== Records ==
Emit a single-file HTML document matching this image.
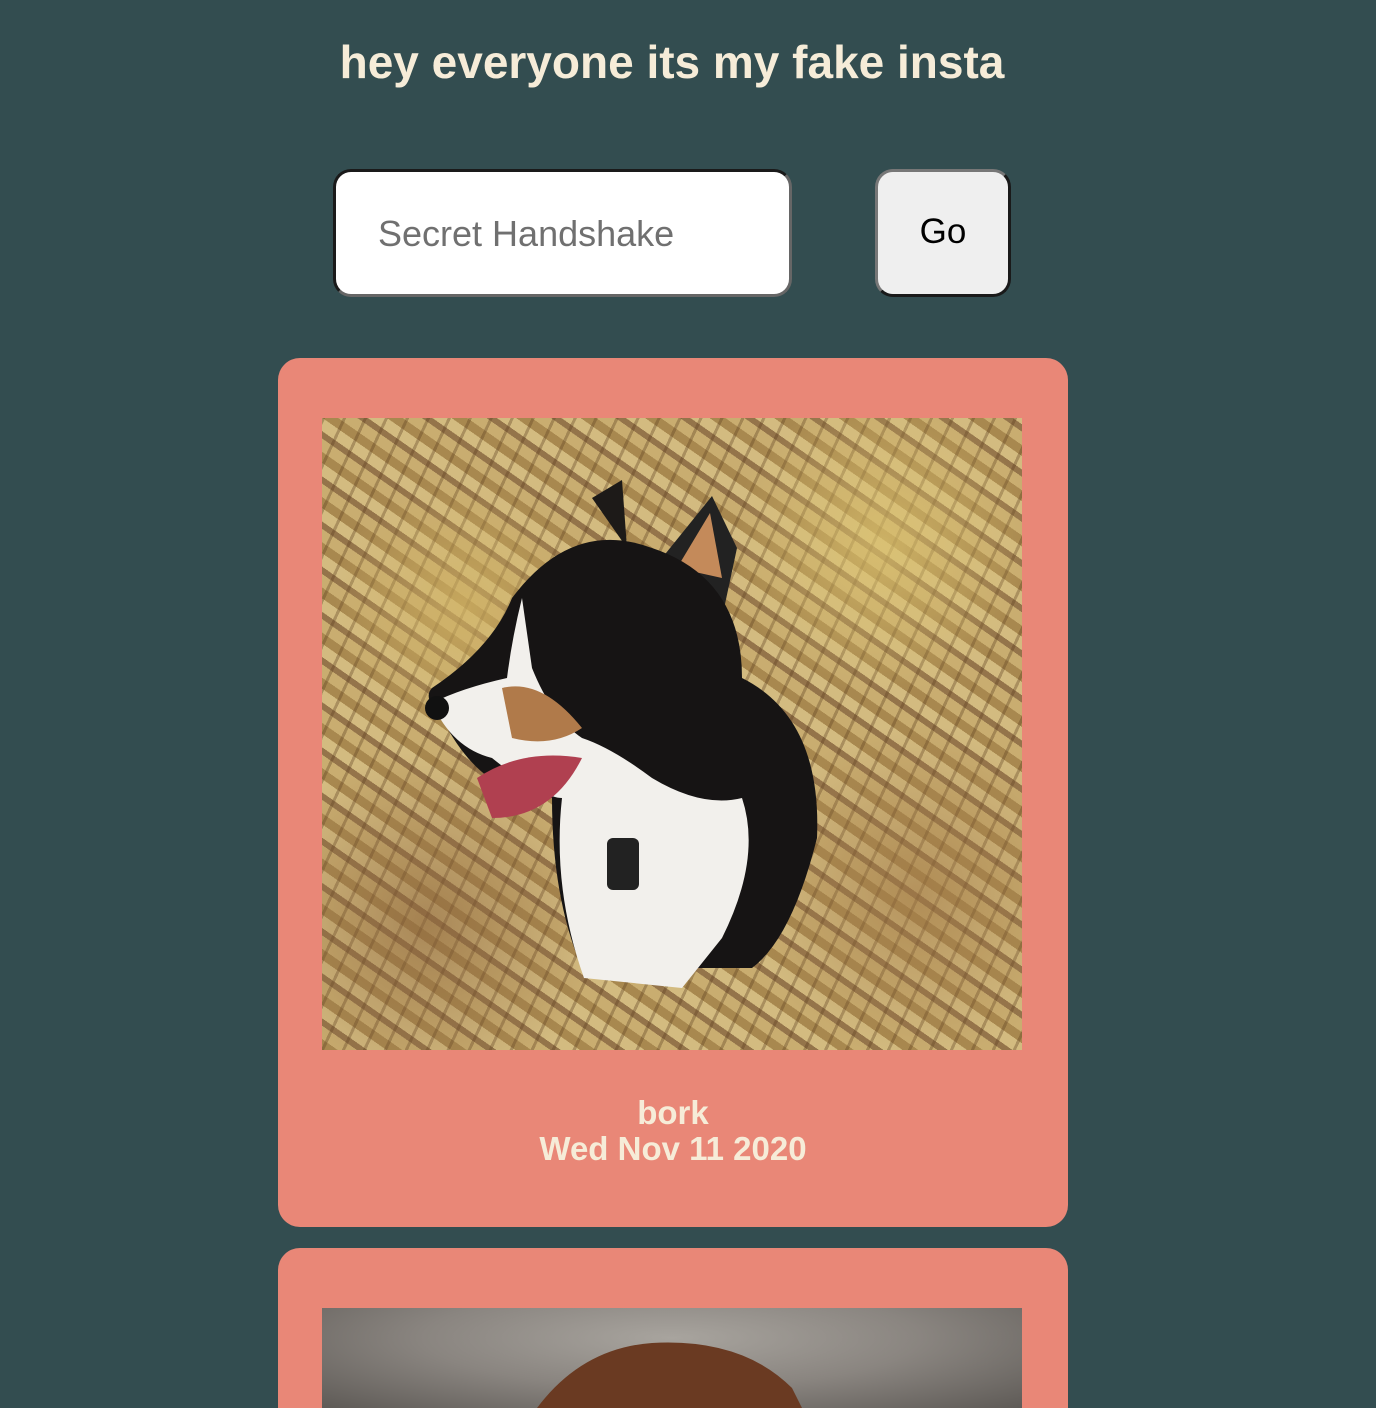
===
== Records ==
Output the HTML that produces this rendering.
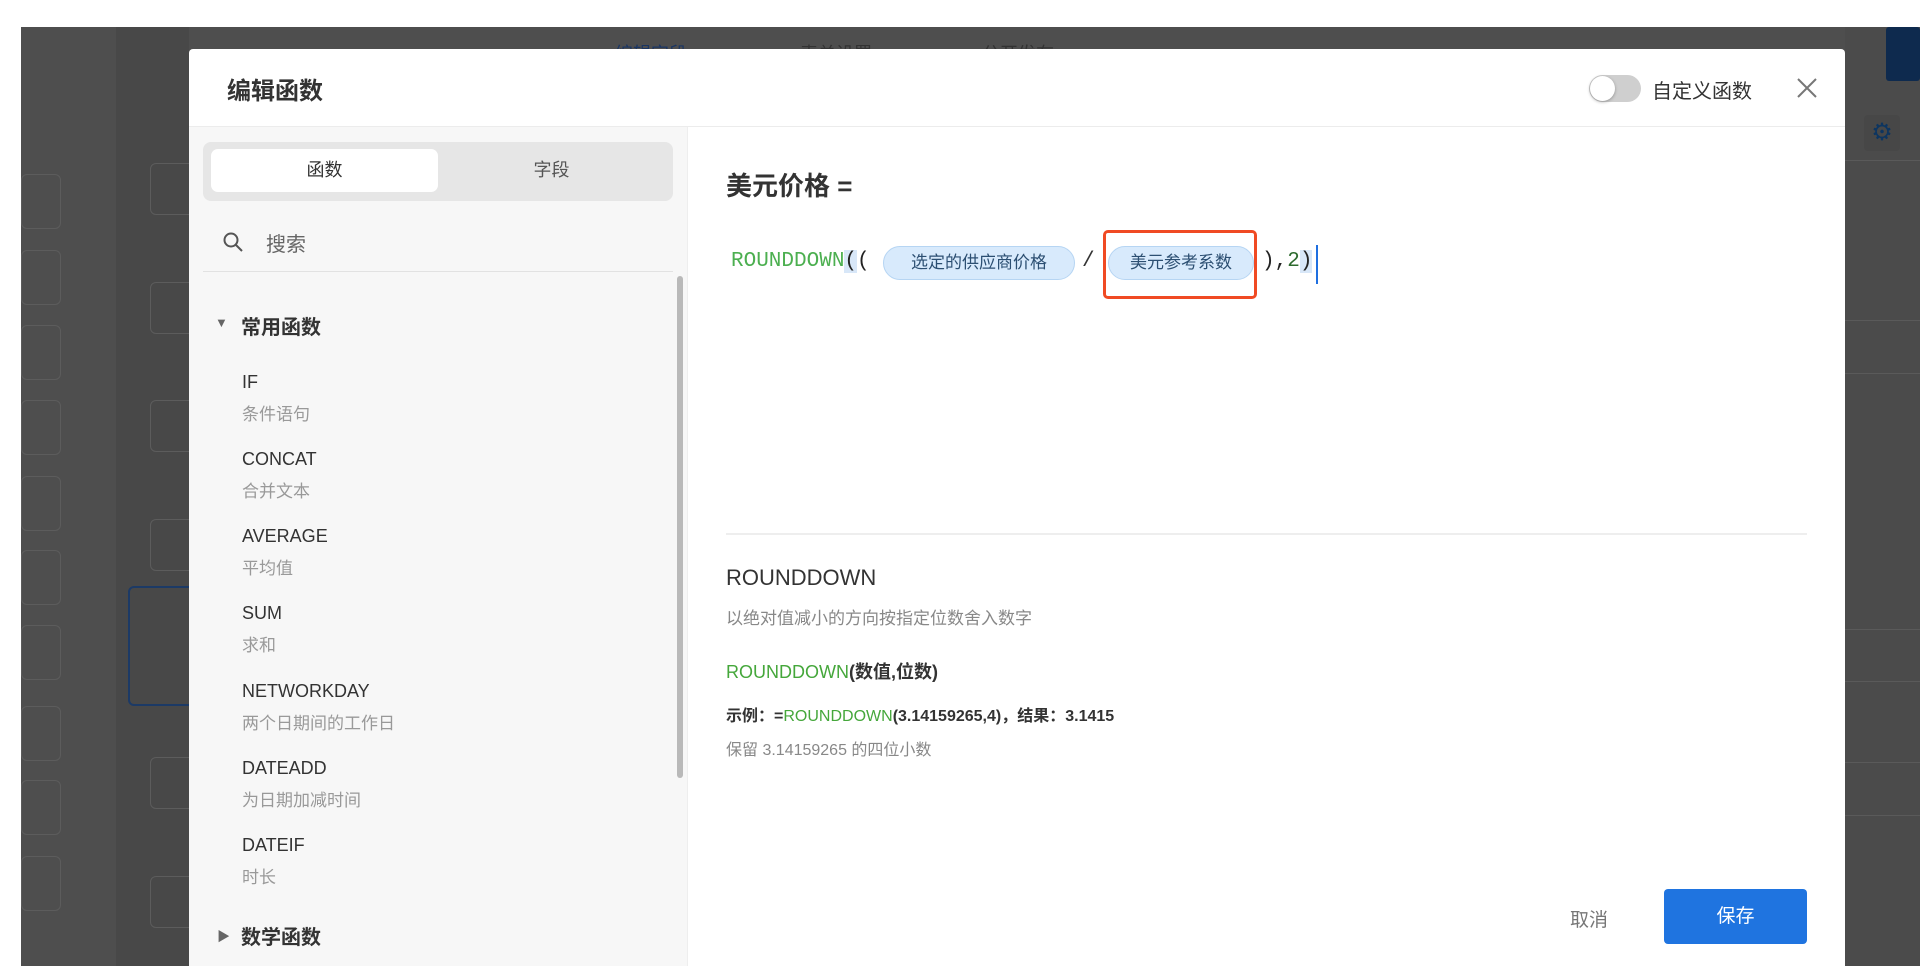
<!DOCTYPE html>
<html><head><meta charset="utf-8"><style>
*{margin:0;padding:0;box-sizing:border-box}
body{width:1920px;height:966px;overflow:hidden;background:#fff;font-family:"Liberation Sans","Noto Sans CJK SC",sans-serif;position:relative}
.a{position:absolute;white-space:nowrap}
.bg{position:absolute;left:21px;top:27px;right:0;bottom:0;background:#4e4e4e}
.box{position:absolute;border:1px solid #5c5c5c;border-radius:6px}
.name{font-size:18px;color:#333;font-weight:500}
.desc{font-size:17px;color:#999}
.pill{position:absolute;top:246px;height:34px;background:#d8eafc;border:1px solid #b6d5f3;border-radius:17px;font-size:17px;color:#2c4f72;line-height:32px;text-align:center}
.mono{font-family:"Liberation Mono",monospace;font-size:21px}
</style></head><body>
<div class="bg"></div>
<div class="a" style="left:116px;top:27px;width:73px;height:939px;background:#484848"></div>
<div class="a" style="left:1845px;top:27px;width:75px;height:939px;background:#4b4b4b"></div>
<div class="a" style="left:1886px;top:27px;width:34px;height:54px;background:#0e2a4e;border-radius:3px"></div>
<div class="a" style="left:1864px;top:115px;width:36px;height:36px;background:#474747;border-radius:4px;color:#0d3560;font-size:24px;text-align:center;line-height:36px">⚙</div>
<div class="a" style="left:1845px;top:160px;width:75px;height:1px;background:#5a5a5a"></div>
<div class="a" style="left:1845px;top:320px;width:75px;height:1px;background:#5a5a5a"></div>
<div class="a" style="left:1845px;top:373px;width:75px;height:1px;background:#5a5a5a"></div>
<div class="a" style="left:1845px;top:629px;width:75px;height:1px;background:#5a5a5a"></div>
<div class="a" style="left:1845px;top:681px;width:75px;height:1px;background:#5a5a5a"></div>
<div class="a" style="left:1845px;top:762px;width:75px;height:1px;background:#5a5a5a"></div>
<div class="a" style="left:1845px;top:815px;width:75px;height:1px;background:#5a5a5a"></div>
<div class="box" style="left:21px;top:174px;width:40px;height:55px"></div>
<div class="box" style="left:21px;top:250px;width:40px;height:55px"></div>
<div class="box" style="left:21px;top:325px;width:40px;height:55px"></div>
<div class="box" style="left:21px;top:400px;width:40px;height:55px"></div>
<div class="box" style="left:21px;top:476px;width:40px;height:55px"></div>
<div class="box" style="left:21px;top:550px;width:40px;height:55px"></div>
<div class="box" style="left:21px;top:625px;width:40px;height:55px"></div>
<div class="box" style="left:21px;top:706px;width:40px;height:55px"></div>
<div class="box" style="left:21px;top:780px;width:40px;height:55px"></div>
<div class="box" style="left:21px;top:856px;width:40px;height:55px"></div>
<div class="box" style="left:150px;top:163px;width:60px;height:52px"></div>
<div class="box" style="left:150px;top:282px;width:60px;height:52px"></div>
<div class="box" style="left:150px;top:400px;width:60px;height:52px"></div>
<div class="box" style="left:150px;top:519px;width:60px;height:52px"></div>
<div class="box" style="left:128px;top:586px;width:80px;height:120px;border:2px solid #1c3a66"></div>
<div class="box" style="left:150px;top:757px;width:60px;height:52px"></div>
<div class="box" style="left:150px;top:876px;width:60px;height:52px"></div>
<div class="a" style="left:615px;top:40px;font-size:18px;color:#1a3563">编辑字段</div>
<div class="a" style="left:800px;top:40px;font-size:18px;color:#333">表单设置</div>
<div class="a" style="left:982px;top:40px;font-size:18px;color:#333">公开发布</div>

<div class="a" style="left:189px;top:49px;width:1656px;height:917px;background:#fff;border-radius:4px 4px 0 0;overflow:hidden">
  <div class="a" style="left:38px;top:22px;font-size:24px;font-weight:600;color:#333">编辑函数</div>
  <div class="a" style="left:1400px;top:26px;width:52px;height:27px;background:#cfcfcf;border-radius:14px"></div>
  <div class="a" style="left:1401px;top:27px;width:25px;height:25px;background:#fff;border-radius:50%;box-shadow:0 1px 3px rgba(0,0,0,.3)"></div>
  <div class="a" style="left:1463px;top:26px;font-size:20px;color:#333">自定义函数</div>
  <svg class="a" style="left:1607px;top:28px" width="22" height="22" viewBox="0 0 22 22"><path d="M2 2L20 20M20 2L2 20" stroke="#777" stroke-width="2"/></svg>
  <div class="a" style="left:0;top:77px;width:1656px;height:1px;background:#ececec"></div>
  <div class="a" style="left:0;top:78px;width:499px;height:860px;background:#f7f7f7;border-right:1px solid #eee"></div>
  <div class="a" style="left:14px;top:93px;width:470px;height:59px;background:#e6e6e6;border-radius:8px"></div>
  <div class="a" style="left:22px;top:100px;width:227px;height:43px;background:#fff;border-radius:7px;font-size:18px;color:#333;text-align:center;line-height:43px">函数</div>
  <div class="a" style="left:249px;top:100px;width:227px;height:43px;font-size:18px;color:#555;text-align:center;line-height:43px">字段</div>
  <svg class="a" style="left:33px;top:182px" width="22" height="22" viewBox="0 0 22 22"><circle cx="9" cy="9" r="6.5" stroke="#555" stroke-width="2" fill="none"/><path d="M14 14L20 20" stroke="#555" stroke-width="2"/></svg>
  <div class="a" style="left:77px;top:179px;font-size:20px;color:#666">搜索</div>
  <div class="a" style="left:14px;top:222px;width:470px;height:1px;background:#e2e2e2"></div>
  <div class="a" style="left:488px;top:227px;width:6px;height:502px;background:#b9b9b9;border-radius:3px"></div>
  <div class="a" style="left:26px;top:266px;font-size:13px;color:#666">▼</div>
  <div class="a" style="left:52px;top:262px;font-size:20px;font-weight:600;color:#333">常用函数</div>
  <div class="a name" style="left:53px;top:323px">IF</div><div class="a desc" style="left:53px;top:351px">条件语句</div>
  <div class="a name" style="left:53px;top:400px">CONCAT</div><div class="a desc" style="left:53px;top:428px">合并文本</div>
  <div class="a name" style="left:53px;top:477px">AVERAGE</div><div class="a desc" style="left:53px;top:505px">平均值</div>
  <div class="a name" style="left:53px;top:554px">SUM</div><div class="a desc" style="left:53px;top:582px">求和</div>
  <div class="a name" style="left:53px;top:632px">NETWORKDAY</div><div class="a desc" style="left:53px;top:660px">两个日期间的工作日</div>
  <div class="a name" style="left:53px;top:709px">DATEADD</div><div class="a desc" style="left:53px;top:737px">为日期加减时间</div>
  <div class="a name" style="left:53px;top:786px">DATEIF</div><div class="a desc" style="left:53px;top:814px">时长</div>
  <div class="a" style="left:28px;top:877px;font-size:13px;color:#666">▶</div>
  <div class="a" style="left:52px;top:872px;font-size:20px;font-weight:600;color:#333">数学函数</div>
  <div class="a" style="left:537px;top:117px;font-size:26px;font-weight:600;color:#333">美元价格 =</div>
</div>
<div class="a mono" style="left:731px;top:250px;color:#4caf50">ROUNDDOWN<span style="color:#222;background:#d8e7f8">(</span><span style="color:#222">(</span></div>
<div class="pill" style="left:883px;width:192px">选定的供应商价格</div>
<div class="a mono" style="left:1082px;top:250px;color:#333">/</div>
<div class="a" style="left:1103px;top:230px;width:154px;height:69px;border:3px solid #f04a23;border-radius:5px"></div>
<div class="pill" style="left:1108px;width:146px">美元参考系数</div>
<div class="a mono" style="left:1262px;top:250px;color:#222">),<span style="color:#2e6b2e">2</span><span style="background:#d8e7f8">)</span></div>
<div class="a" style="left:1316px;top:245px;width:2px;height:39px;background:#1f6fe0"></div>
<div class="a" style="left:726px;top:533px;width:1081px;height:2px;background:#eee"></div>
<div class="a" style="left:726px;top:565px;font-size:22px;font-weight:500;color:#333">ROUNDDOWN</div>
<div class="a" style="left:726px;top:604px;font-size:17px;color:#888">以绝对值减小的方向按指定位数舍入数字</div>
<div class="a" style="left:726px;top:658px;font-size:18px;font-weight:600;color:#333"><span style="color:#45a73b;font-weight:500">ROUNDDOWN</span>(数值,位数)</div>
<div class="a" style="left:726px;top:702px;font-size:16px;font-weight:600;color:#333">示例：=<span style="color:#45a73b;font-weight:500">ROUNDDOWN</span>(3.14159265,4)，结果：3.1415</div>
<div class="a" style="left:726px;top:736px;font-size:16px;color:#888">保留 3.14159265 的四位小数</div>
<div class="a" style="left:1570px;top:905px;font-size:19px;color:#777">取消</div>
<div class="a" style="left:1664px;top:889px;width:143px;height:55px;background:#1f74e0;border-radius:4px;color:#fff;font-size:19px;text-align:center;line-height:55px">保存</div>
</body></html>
===
### What to do
Determine how many lines of the records above contain the word "this", and report only that number.

### Task result
2